(GIVEN REQUEST): Every record should be repeated exactly, except that pictures are left out.

(Collection entries):
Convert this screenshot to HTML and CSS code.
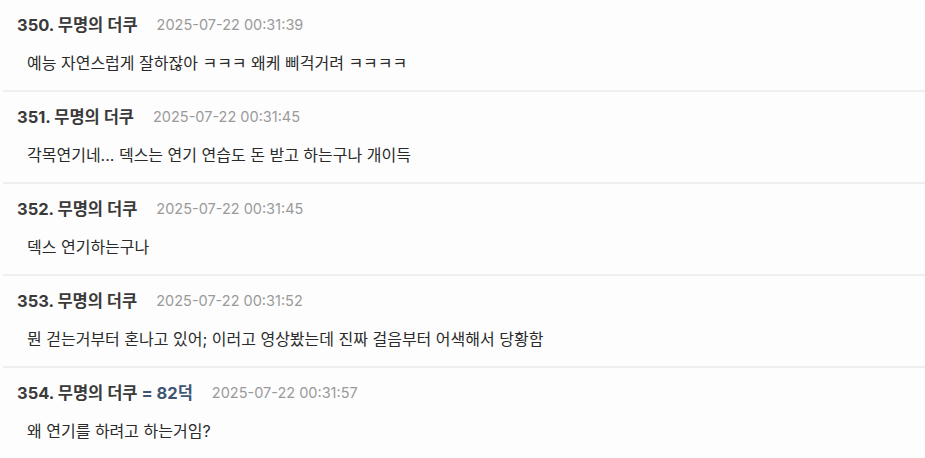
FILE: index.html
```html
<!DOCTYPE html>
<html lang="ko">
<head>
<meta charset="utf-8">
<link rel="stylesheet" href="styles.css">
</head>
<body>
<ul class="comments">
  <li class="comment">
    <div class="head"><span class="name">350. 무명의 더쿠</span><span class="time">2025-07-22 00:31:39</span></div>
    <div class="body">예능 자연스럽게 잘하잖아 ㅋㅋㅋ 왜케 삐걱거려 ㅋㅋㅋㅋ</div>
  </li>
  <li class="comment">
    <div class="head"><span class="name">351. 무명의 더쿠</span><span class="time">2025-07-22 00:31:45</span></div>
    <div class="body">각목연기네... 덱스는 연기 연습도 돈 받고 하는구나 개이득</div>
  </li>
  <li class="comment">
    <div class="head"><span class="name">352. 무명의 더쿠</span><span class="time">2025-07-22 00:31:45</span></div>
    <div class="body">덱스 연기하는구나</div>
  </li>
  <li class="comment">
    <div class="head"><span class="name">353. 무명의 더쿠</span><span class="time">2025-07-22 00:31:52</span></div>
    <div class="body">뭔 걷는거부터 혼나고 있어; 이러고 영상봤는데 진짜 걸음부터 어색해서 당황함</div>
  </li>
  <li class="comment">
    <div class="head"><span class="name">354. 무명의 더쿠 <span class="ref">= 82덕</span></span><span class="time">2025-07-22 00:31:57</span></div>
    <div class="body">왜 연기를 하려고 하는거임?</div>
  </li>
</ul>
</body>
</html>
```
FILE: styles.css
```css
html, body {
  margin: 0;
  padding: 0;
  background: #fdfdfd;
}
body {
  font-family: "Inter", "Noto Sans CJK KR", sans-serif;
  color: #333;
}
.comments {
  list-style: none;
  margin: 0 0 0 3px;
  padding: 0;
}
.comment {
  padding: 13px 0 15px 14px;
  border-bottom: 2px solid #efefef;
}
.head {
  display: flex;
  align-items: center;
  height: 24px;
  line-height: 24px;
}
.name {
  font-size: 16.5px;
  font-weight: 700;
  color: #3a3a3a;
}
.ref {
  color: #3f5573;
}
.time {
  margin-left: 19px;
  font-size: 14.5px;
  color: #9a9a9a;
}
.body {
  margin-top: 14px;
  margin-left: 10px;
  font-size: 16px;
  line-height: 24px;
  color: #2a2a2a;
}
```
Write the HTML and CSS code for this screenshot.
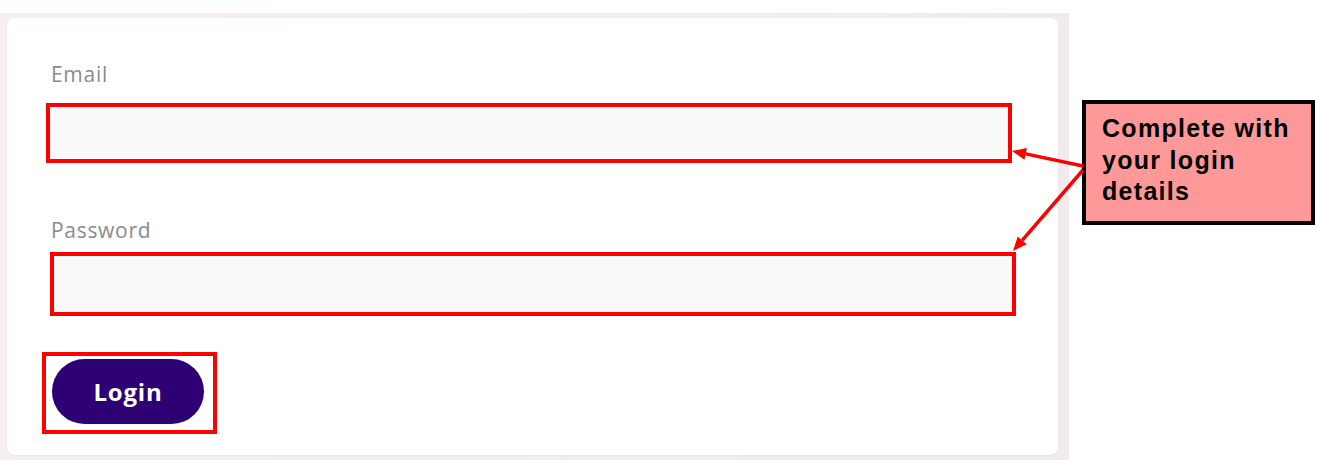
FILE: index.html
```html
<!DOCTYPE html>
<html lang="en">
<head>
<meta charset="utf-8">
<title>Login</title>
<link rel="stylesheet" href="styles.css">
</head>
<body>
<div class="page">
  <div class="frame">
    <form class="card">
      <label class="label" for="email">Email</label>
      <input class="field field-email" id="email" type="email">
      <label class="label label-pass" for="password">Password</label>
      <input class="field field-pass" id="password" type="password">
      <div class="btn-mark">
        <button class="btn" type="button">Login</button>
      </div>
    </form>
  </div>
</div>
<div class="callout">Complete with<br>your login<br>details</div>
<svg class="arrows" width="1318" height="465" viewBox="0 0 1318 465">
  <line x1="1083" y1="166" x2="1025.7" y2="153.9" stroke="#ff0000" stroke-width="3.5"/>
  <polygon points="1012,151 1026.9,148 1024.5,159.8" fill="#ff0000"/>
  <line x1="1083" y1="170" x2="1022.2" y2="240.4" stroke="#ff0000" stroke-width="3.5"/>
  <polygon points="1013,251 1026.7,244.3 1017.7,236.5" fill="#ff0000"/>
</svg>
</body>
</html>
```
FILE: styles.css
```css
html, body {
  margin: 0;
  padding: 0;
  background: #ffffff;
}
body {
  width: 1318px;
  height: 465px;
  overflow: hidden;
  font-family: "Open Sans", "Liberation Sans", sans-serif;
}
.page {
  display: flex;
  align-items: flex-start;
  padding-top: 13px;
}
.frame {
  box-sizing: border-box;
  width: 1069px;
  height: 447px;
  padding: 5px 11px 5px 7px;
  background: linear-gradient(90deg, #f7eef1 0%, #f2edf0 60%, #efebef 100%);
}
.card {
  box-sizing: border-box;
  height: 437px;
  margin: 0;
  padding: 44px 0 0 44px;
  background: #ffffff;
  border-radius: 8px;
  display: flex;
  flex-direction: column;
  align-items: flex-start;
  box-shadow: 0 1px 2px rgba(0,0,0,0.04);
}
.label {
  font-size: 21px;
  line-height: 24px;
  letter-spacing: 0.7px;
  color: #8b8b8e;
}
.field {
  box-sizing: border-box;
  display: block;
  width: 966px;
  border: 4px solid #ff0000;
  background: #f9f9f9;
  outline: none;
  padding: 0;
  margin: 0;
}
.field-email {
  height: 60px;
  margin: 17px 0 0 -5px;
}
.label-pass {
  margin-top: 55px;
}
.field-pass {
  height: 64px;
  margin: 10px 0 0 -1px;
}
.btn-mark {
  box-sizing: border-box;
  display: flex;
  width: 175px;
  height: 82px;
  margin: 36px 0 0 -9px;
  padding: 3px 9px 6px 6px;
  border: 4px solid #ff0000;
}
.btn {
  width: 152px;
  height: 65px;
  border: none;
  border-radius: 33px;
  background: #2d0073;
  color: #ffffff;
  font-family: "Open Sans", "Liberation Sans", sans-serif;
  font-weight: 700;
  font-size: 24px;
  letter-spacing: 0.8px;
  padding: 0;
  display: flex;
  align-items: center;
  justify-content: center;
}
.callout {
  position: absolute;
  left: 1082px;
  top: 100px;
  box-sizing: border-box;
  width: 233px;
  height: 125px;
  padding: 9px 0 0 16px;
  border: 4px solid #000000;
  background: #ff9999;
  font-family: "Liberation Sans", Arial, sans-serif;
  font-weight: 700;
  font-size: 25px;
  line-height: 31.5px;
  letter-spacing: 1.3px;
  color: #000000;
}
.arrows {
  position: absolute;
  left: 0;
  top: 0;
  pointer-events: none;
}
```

(RIGHT ANSWER):
Convert this screenshot to HTML and CSS code.
FILE: index.html
```html
<!DOCTYPE html>
<html lang="ko">
<head>
<meta charset="utf-8">
<link rel="stylesheet" href="styles.css">
</head>
<body>
<ul class="comments">
  <li class="comment">
    <div class="head"><span class="name">350. 무명의 더쿠</span><span class="time">2025-07-22 00:31:39</span></div>
    <div class="body">예능 자연스럽게 잘하잖아 ㅋㅋㅋ 왜케 삐걱거려 ㅋㅋㅋㅋ</div>
  </li>
  <li class="comment">
    <div class="head"><span class="name">351. 무명의 더쿠</span><span class="time">2025-07-22 00:31:45</span></div>
    <div class="body">각목연기네... 덱스는 연기 연습도 돈 받고 하는구나 개이득</div>
  </li>
  <li class="comment">
    <div class="head"><span class="name">352. 무명의 더쿠</span><span class="time">2025-07-22 00:31:45</span></div>
    <div class="body">덱스 연기하는구나</div>
  </li>
  <li class="comment">
    <div class="head"><span class="name">353. 무명의 더쿠</span><span class="time">2025-07-22 00:31:52</span></div>
    <div class="body">뭔 걷는거부터 혼나고 있어; 이러고 영상봤는데 진짜 걸음부터 어색해서 당황함</div>
  </li>
  <li class="comment">
    <div class="head"><span class="name">354. 무명의 더쿠 <span class="ref">= 82덕</span></span><span class="time">2025-07-22 00:31:57</span></div>
    <div class="body">왜 연기를 하려고 하는거임?</div>
  </li>
</ul>
</body>
</html>
```
FILE: styles.css
```css
html, body {
  margin: 0;
  padding: 0;
  background: #fdfdfd;
}
body {
  font-family: "Inter", "Noto Sans CJK KR", sans-serif;
  color: #333;
}
.comments {
  list-style: none;
  margin: 0 0 0 3px;
  padding: 0;
}
.comment {
  padding: 13px 0 15px 14px;
  border-bottom: 2px solid #efefef;
}
.head {
  display: flex;
  align-items: center;
  height: 24px;
  line-height: 24px;
}
.name {
  font-size: 16.5px;
  font-weight: 700;
  color: #3a3a3a;
}
.ref {
  color: #3f5573;
}
.time {
  margin-left: 19px;
  font-size: 14.5px;
  color: #9a9a9a;
}
.body {
  margin-top: 14px;
  margin-left: 10px;
  font-size: 16px;
  line-height: 24px;
  color: #2a2a2a;
}
```
Write the HTML and CSS code for this screenshot.
FILE: index.html
```html
<!DOCTYPE html>
<html lang="en">
<head>
<meta charset="utf-8">
<title>Login</title>
<link rel="stylesheet" href="styles.css">
</head>
<body>
<div class="page">
  <div class="frame">
    <form class="card">
      <label class="label" for="email">Email</label>
      <input class="field field-email" id="email" type="email">
      <label class="label label-pass" for="password">Password</label>
      <input class="field field-pass" id="password" type="password">
      <div class="btn-mark">
        <button class="btn" type="button">Login</button>
      </div>
    </form>
  </div>
</div>
<div class="callout">Complete with<br>your login<br>details</div>
<svg class="arrows" width="1318" height="465" viewBox="0 0 1318 465">
  <line x1="1083" y1="166" x2="1025.7" y2="153.9" stroke="#ff0000" stroke-width="3.5"/>
  <polygon points="1012,151 1026.9,148 1024.5,159.8" fill="#ff0000"/>
  <line x1="1083" y1="170" x2="1022.2" y2="240.4" stroke="#ff0000" stroke-width="3.5"/>
  <polygon points="1013,251 1026.7,244.3 1017.7,236.5" fill="#ff0000"/>
</svg>
</body>
</html>
```
FILE: styles.css
```css
html, body {
  margin: 0;
  padding: 0;
  background: #ffffff;
}
body {
  width: 1318px;
  height: 465px;
  overflow: hidden;
  font-family: "Open Sans", "Liberation Sans", sans-serif;
}
.page {
  display: flex;
  align-items: flex-start;
  padding-top: 13px;
}
.frame {
  box-sizing: border-box;
  width: 1069px;
  height: 447px;
  padding: 5px 11px 5px 7px;
  background: linear-gradient(90deg, #f7eef1 0%, #f2edf0 60%, #efebef 100%);
}
.card {
  box-sizing: border-box;
  height: 437px;
  margin: 0;
  padding: 44px 0 0 44px;
  background: #ffffff;
  border-radius: 8px;
  display: flex;
  flex-direction: column;
  align-items: flex-start;
  box-shadow: 0 1px 2px rgba(0,0,0,0.04);
}
.label {
  font-size: 21px;
  line-height: 24px;
  letter-spacing: 0.7px;
  color: #8b8b8e;
}
.field {
  box-sizing: border-box;
  display: block;
  width: 966px;
  border: 4px solid #ff0000;
  background: #f9f9f9;
  outline: none;
  padding: 0;
  margin: 0;
}
.field-email {
  height: 60px;
  margin: 17px 0 0 -5px;
}
.label-pass {
  margin-top: 55px;
}
.field-pass {
  height: 64px;
  margin: 10px 0 0 -1px;
}
.btn-mark {
  box-sizing: border-box;
  display: flex;
  width: 175px;
  height: 82px;
  margin: 36px 0 0 -9px;
  padding: 3px 9px 6px 6px;
  border: 4px solid #ff0000;
}
.btn {
  width: 152px;
  height: 65px;
  border: none;
  border-radius: 33px;
  background: #2d0073;
  color: #ffffff;
  font-family: "Open Sans", "Liberation Sans", sans-serif;
  font-weight: 700;
  font-size: 24px;
  letter-spacing: 0.8px;
  padding: 0;
  display: flex;
  align-items: center;
  justify-content: center;
}
.callout {
  position: absolute;
  left: 1082px;
  top: 100px;
  box-sizing: border-box;
  width: 233px;
  height: 125px;
  padding: 9px 0 0 16px;
  border: 4px solid #000000;
  background: #ff9999;
  font-family: "Liberation Sans", Arial, sans-serif;
  font-weight: 700;
  font-size: 25px;
  line-height: 31.5px;
  letter-spacing: 1.3px;
  color: #000000;
}
.arrows {
  position: absolute;
  left: 0;
  top: 0;
  pointer-events: none;
}
```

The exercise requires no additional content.